■ **Written task**
Lines containing the string "this" are to be collected in full.

▬▬▬▬▬▬▬▬▬▬

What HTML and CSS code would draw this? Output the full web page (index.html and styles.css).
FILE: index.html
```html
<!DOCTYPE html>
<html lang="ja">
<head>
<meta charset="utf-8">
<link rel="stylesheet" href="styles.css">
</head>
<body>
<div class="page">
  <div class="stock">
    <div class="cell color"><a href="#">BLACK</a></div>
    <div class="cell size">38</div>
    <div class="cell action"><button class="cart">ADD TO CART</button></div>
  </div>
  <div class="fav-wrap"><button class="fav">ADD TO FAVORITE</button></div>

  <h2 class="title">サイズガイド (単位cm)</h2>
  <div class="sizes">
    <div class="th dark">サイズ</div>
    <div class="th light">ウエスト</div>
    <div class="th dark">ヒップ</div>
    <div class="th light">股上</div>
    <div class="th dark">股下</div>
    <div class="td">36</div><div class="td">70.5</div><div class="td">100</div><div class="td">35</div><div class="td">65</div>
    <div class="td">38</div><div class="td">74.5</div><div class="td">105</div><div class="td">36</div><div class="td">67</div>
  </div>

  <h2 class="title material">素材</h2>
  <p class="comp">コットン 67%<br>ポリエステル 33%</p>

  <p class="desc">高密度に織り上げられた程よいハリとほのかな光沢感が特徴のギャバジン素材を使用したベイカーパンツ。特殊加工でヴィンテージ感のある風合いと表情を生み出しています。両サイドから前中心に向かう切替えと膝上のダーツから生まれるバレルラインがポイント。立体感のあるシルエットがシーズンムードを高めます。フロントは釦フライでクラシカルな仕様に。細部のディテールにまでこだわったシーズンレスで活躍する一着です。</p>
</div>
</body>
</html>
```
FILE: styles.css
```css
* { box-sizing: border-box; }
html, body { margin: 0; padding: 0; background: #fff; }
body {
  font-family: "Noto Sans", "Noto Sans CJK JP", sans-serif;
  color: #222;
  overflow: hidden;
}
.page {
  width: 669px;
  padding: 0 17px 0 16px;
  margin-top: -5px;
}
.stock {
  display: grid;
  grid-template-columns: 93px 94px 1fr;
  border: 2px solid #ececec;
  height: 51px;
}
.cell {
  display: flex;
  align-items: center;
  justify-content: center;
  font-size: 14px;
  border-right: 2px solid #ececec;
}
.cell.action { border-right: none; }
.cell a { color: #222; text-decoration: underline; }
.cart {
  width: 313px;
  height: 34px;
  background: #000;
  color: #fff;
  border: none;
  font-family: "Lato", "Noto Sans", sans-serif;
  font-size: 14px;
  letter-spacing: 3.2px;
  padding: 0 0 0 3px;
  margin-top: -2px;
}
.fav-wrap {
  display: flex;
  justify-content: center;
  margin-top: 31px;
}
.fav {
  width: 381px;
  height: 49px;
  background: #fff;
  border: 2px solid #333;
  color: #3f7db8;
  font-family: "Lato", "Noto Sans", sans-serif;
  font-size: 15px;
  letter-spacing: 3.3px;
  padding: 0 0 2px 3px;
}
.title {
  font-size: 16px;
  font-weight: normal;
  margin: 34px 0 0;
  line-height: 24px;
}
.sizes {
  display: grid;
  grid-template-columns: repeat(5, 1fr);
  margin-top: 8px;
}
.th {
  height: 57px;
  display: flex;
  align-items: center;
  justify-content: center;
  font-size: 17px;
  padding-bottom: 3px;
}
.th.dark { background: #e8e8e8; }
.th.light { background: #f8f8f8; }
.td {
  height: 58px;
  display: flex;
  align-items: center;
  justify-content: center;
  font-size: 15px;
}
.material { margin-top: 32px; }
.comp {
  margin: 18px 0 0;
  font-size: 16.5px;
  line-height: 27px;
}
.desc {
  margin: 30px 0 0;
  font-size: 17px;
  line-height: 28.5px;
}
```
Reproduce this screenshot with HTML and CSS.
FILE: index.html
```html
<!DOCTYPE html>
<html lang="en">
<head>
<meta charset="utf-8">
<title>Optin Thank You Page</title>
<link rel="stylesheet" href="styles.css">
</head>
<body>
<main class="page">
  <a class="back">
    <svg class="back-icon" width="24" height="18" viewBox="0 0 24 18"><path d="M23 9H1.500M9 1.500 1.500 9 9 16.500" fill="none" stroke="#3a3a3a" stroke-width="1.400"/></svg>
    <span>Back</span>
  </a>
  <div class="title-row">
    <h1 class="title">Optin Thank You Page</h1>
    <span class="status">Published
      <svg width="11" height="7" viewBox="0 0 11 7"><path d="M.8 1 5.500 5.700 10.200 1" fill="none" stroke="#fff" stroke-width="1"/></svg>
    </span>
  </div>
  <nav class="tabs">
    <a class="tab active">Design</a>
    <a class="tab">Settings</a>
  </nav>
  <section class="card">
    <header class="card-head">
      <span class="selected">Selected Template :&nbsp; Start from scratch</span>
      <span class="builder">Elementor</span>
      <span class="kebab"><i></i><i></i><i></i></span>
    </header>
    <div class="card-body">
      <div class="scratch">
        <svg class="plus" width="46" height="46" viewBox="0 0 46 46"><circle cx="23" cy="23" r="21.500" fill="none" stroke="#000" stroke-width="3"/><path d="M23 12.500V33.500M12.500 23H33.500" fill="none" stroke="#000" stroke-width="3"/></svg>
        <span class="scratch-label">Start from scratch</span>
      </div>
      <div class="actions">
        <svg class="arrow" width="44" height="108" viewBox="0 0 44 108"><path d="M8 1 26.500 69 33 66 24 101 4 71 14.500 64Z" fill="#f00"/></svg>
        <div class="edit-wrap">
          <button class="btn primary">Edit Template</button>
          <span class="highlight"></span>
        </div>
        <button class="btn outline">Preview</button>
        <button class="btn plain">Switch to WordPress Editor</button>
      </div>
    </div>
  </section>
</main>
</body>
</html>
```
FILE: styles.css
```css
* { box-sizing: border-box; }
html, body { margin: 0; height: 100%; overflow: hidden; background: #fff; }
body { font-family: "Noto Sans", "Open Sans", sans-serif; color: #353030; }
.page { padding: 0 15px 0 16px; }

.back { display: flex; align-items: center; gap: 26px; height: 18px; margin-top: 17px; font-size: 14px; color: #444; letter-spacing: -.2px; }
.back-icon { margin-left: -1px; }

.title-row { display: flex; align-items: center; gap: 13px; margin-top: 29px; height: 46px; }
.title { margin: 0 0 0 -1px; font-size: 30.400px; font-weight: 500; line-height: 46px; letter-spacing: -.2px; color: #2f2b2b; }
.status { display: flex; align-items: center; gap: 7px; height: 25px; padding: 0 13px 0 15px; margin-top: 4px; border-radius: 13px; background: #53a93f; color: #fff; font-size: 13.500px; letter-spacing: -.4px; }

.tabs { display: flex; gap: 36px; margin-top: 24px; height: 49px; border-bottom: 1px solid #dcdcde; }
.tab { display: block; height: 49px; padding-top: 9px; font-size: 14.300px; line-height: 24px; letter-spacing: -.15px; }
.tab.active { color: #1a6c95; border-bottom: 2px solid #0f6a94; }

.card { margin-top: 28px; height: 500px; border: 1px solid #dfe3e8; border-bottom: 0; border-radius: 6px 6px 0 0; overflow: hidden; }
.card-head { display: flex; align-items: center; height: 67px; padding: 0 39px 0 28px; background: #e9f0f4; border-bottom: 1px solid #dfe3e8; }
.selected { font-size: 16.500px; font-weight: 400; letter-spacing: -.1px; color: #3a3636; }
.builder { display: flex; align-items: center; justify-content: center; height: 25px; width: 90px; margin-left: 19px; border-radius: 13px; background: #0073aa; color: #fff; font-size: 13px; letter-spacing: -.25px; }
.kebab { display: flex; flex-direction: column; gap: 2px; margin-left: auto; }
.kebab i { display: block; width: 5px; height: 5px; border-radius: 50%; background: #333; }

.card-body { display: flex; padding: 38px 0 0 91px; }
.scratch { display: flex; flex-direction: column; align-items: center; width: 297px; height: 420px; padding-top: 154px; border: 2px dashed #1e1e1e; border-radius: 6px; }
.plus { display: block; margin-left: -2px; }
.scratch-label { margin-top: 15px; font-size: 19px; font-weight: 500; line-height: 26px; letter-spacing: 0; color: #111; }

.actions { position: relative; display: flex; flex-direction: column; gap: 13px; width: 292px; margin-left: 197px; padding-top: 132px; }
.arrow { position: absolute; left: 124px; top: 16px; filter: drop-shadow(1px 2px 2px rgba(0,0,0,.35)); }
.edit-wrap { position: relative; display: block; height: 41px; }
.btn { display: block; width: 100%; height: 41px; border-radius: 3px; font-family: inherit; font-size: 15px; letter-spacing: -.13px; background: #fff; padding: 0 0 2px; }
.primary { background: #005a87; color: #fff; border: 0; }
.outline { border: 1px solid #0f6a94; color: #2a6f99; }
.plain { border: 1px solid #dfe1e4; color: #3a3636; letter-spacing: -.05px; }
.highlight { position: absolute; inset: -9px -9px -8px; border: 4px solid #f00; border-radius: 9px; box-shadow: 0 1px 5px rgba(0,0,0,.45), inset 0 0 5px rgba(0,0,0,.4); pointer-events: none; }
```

▬▬▬▬▬▬▬▬▬▬

■ **Task answer**
What HTML and CSS code would draw this? Output the full web page (index.html and styles.css).
Reproduce this screenshot with HTML and CSS.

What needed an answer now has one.